I am here as a Millennial woman, who doesn’t want to have children, to talk about the stereotype that all women must have children in order to be fulfilled or successful. Let me start by saying that there is absolutely nothing wrong with not wanting to have children, and no one should be stigmatized for wanting a child-free life. There are so many reasons for a women not wanting to be a mother, but I am not do a deep psychological analysis on the subject or dig much deeper, I am going to talk about me and the many other Millennials that like me, have their own reason or many reasons for not wanting to become a mother, some of them quite simple, obvious and completely understandable, at least for our generation, and even for some Boomer women that might regret, even if not saying out loud, having kids.

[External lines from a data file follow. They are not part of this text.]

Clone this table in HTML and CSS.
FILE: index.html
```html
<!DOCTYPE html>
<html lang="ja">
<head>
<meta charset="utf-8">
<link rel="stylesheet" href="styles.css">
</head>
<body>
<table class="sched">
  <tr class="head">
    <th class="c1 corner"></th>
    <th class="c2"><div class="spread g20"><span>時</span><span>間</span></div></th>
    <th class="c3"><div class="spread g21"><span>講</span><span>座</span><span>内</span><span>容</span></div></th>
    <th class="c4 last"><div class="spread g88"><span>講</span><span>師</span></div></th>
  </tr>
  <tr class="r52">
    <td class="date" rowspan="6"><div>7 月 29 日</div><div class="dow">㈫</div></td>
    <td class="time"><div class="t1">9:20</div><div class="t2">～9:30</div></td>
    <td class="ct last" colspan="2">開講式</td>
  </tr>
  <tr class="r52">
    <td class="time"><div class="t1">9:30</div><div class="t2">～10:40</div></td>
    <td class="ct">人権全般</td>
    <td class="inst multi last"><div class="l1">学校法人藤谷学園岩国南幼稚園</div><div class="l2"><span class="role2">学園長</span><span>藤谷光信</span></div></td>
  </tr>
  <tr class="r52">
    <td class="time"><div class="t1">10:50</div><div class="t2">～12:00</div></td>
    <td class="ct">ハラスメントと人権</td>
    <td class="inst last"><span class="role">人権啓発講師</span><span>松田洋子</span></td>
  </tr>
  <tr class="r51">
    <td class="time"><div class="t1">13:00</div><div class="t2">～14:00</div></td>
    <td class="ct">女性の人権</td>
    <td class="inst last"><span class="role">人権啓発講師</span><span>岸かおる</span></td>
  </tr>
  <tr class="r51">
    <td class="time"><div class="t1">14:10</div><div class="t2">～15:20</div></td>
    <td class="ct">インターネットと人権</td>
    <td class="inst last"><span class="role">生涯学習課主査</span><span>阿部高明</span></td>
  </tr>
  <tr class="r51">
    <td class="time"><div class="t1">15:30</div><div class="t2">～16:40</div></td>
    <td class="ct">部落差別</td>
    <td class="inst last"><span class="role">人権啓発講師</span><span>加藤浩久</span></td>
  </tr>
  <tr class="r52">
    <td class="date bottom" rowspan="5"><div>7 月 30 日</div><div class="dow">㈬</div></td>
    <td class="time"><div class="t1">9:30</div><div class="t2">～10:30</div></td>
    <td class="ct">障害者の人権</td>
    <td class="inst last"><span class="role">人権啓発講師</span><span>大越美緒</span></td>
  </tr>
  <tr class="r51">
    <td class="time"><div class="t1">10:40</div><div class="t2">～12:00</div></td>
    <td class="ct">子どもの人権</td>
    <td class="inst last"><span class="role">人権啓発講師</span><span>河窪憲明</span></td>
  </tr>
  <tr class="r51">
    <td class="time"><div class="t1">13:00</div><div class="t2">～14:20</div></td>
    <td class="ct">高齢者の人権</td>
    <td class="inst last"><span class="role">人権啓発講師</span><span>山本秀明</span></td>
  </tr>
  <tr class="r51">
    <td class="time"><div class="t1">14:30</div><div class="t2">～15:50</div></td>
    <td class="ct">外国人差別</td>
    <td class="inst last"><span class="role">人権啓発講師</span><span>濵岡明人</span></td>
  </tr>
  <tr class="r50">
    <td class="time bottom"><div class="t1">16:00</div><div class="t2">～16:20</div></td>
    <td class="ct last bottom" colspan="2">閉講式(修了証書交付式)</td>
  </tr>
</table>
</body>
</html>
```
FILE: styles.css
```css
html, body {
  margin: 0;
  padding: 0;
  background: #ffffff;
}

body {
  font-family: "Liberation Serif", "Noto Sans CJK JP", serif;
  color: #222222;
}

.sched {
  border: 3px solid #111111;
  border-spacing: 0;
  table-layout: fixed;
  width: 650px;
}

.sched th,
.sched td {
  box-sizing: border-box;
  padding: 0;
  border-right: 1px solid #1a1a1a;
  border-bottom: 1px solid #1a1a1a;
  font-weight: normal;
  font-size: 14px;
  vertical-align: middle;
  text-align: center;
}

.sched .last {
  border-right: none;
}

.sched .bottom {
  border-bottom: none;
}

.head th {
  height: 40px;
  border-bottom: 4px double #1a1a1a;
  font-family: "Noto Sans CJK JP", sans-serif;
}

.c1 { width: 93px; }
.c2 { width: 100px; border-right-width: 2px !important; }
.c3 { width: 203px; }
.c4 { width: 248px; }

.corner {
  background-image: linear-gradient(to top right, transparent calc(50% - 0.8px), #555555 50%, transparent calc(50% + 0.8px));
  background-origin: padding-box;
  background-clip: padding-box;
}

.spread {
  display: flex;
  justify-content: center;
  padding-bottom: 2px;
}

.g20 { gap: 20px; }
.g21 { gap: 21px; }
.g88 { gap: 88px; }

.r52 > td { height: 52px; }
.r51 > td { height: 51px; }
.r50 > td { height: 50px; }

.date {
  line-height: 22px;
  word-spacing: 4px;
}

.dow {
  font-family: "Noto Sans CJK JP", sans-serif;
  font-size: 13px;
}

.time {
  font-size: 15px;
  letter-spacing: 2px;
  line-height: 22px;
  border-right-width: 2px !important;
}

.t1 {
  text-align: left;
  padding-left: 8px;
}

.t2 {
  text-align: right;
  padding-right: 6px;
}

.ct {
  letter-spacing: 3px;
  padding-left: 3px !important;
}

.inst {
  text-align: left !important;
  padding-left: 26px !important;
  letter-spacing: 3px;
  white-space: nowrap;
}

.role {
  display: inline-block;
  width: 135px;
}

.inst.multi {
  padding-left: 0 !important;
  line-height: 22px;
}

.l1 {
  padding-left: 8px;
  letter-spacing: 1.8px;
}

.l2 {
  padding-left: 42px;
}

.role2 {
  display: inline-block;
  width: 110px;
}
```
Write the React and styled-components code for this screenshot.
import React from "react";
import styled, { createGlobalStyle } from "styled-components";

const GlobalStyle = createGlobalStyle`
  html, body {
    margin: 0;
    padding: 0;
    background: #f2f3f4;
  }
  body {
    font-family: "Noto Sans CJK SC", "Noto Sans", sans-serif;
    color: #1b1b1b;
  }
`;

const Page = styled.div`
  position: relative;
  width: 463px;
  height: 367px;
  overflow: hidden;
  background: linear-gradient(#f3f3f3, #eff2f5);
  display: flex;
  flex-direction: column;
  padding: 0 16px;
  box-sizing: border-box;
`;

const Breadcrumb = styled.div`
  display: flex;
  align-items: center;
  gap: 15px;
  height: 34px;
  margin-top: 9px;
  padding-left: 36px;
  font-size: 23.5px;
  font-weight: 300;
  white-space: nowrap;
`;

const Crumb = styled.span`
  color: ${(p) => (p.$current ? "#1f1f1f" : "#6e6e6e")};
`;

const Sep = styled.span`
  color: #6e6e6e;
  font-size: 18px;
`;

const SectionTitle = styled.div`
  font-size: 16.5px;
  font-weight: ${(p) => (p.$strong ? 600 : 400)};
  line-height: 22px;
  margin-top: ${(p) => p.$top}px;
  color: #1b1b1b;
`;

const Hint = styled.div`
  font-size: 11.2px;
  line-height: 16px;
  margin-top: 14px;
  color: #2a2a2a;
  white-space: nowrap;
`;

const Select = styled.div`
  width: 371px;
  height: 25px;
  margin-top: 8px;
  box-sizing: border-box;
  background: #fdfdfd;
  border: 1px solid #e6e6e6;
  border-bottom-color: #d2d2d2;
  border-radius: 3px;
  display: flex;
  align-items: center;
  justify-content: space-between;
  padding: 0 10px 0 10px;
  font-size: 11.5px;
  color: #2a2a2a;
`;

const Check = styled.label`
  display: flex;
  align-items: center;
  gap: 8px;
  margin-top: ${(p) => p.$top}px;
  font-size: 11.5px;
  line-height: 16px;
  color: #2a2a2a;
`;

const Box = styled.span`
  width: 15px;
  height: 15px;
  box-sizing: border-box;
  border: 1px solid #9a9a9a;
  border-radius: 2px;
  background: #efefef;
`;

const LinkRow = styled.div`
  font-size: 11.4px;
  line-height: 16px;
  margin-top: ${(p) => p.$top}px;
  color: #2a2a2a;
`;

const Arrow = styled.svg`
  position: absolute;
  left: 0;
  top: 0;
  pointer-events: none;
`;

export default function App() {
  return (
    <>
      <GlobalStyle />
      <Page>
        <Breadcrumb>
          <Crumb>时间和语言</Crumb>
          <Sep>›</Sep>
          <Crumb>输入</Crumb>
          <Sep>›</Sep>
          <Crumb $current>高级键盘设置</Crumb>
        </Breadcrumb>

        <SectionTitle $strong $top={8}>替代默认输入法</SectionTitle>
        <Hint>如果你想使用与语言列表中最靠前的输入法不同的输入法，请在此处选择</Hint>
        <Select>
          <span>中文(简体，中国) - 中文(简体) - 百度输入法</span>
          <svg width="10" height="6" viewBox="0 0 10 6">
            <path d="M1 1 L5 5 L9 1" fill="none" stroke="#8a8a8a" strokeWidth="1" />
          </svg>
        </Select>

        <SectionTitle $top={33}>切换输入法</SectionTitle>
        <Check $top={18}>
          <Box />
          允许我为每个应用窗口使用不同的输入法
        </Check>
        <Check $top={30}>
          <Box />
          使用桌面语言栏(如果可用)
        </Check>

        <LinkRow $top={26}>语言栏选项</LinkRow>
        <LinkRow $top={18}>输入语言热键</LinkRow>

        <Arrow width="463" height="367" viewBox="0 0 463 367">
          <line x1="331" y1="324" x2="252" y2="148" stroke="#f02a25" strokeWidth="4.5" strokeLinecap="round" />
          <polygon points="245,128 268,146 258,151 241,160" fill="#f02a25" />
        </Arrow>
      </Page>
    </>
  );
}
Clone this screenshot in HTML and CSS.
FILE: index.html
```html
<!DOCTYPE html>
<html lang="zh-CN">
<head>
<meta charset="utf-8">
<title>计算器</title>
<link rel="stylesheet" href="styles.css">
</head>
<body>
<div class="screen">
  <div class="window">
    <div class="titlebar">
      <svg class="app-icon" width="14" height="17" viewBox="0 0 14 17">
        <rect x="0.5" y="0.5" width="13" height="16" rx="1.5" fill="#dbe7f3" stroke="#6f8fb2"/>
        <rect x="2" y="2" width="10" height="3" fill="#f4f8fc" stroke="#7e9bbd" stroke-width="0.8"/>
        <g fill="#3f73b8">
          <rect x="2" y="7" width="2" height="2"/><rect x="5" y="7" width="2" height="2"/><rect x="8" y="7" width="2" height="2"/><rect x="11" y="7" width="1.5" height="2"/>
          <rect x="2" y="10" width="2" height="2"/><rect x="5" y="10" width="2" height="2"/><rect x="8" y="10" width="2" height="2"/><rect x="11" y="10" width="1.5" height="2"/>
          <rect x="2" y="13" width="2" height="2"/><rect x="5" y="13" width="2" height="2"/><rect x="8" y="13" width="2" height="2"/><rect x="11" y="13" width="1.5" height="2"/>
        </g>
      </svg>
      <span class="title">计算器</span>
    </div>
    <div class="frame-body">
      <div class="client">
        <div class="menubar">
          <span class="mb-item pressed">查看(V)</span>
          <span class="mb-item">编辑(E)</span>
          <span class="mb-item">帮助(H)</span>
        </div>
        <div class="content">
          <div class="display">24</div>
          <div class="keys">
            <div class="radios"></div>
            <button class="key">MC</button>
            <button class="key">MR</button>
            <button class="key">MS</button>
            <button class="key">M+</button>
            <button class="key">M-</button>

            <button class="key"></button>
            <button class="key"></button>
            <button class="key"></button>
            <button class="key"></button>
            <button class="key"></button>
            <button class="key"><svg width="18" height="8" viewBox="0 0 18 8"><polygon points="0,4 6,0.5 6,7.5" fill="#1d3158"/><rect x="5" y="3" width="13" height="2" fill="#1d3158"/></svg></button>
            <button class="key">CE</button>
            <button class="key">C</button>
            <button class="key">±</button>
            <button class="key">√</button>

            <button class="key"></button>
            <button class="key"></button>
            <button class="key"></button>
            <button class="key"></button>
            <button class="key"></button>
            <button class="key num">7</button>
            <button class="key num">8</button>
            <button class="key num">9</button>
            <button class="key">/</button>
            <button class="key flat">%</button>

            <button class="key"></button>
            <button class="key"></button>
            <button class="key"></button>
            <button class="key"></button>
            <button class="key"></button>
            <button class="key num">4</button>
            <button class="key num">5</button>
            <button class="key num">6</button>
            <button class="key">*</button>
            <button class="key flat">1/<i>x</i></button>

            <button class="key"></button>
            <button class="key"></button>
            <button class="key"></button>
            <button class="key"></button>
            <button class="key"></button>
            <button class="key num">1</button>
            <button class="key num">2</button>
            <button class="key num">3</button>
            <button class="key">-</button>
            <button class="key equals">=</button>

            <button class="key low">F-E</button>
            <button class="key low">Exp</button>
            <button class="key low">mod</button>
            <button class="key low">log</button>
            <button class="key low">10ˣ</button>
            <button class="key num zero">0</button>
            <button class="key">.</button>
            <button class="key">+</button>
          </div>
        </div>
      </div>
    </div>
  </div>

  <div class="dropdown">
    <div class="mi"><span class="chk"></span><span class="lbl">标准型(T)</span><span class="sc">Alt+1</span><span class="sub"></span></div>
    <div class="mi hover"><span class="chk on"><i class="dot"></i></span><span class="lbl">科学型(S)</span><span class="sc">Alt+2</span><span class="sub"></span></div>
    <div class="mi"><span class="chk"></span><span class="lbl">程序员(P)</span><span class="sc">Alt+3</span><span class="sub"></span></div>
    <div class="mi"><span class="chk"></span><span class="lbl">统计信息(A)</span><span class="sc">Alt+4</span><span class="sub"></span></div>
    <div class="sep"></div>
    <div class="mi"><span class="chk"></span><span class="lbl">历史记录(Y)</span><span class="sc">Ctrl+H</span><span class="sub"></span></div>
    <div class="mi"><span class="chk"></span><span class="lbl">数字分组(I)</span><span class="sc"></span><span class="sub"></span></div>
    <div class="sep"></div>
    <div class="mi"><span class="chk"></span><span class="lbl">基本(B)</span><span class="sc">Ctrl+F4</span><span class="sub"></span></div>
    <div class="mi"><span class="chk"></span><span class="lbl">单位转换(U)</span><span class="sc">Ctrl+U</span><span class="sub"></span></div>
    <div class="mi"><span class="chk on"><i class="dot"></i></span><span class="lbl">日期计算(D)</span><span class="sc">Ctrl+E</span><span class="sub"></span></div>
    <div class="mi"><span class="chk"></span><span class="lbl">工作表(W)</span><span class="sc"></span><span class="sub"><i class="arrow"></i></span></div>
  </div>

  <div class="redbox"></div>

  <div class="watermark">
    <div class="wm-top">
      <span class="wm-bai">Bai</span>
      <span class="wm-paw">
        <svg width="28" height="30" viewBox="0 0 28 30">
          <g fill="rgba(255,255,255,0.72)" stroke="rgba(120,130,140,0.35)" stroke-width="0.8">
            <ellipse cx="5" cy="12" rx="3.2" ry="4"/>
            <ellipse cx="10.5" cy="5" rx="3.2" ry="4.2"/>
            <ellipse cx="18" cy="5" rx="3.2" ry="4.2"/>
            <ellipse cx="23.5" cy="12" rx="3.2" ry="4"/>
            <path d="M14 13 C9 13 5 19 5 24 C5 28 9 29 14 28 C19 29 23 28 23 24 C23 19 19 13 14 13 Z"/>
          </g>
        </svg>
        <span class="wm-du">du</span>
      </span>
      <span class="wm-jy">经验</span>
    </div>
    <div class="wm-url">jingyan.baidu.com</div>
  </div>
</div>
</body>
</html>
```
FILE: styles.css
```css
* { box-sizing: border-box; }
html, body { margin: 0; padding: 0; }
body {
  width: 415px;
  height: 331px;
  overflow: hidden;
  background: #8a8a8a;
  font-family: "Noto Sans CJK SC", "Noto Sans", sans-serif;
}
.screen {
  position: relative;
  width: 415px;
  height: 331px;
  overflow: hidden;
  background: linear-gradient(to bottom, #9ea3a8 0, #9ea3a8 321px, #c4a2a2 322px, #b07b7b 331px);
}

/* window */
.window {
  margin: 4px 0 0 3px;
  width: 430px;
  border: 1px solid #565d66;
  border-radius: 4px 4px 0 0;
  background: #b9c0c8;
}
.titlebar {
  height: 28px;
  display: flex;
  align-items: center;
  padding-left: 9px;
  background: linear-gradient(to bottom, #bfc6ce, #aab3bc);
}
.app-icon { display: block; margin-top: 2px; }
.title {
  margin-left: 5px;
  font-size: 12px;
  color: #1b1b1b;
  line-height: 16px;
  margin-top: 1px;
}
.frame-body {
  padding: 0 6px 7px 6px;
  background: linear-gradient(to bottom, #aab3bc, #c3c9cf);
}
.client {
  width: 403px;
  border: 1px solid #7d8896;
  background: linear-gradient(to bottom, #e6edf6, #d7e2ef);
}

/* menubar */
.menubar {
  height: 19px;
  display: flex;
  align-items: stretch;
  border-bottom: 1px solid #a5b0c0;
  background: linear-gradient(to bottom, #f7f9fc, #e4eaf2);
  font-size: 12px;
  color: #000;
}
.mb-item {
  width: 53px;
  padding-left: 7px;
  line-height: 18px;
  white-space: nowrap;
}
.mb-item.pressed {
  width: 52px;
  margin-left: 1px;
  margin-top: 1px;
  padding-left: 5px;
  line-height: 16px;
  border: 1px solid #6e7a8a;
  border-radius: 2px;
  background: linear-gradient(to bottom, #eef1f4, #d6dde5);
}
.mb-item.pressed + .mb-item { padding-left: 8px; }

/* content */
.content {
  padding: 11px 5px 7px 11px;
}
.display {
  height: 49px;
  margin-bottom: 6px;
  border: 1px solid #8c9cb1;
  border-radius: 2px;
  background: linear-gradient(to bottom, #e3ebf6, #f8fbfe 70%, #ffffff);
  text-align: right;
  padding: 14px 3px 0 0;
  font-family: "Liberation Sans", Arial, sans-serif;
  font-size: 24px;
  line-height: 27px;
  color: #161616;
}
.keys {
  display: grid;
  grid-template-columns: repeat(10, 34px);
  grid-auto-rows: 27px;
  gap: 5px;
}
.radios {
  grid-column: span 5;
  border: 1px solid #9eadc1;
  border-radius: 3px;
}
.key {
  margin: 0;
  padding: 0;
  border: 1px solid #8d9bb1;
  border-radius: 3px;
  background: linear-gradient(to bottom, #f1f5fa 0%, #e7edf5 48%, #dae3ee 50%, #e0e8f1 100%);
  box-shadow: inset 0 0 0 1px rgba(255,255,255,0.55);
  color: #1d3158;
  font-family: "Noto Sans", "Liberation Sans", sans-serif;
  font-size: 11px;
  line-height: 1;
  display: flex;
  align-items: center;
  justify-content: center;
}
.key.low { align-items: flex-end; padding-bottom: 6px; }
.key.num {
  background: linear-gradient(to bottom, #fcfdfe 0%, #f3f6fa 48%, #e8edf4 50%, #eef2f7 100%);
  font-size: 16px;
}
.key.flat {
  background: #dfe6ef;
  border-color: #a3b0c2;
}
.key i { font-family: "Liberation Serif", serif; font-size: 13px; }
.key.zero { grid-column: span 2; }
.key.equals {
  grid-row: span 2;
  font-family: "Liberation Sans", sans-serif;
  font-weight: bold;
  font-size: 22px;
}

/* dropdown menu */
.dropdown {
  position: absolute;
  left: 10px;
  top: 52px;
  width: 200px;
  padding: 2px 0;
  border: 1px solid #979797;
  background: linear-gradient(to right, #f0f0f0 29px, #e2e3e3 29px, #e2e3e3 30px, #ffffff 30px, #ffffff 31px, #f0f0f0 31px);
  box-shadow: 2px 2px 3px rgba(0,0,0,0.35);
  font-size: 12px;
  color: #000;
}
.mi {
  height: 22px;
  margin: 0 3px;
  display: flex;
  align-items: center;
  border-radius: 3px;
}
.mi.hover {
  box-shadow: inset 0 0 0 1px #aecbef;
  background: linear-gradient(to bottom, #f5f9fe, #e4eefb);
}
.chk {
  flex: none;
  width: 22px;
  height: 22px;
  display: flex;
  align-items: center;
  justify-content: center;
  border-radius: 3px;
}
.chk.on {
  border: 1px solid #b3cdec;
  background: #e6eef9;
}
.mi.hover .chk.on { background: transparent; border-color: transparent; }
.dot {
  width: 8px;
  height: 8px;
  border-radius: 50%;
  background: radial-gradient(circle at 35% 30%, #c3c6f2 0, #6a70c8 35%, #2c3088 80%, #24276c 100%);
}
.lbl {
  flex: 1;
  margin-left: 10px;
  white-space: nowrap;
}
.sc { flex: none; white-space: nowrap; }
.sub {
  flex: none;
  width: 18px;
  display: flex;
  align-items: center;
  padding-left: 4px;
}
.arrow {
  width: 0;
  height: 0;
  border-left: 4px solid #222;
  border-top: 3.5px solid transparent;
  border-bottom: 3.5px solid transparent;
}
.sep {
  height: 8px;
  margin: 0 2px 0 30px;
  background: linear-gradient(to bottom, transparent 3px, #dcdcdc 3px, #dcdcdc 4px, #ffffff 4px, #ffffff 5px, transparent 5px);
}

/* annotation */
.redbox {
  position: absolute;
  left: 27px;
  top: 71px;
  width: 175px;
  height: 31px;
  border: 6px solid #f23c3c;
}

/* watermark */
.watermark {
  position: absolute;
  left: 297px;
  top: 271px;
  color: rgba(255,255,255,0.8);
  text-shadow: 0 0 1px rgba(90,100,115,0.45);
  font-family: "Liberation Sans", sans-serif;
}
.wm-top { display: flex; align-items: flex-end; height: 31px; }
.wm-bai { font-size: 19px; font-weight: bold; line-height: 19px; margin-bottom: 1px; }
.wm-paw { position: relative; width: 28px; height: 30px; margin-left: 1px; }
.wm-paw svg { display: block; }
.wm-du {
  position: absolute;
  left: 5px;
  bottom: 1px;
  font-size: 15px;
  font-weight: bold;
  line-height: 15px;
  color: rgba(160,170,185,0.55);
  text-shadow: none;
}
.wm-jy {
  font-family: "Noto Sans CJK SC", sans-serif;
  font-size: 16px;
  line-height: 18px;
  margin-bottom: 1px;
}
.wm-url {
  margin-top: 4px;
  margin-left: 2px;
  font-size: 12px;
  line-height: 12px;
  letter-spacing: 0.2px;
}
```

When a woman says she doesn’t want to have kids it sounds to everyone listening that she hates, despises children, which is not true. Take me as an example, I love kids, found them adorable, love to be around kids, I just never saw myself as a mother, was not born with a motherly instinct, and this is one of the reasons I decided a long time ago that motherhood wasn’t for me and that I want a life of my own, child-free, and that is ok, not having kids doesn’t mean a woman failed, it means she made a life choice, that should be respected and not stigmatized.
A lot of Millennial women are making the decision to go child-free today and they have a lot of good reasons to make this decision. The woman making this decision needs to make it without feeling pressured by family, friends, or society in general. Most Boomers, even Millennials that regret having children, had them because of this pressure we still feel it, that is still deep-rooted in our society and it is still a stigma for so many countries where the position of a woman in the society is still settled as a procreator, that women need to breed, like a farm animal.
When I tell people I don’t want kids, their first reaction is to reply that this attitude will change one day and that at one point of my life I will want to have children. They say things like, “you will feel lonely” or “you are going to regret this decision long term speaking”, “who’s going to take care of you when you are older?”, all facts I already took under consideration when I made my decision, but they still need to put it out there to state that my carefully thought decision is the wrong decision. Lucky for me I have the support of those who matter the most, my family and friends, and although for some of them it is hard to understand why I would want a child-free life, they still support my decision.
Besides not having a maternal instinct, that motherly urge, other reasons were taken into matter for my final decision, and I am sure that those are that same reasons that many other women consider when choosing not to have children, such as, the world is already overpopulated; having children is expensive; I like my freedom; watching working moms struggle to balance motherhood and work; which is the most important reason for me: my career is my priority. I have spent the past 10 years of my life focusing on building my career, getting where I am today, and by watching close friends struggling to reconcile family and work and even sometimes feeling like they are failing at something made me realize that having kids is really not for me.
Working moms and all those who want to have children have my full respect and admiration, we all know that being a mom is not an easy task, but for all those who like me don’t see themselves as mothers, you are not a failure or a dot out of the curve, you just want different things for your life, and that is fine, no matter what society says.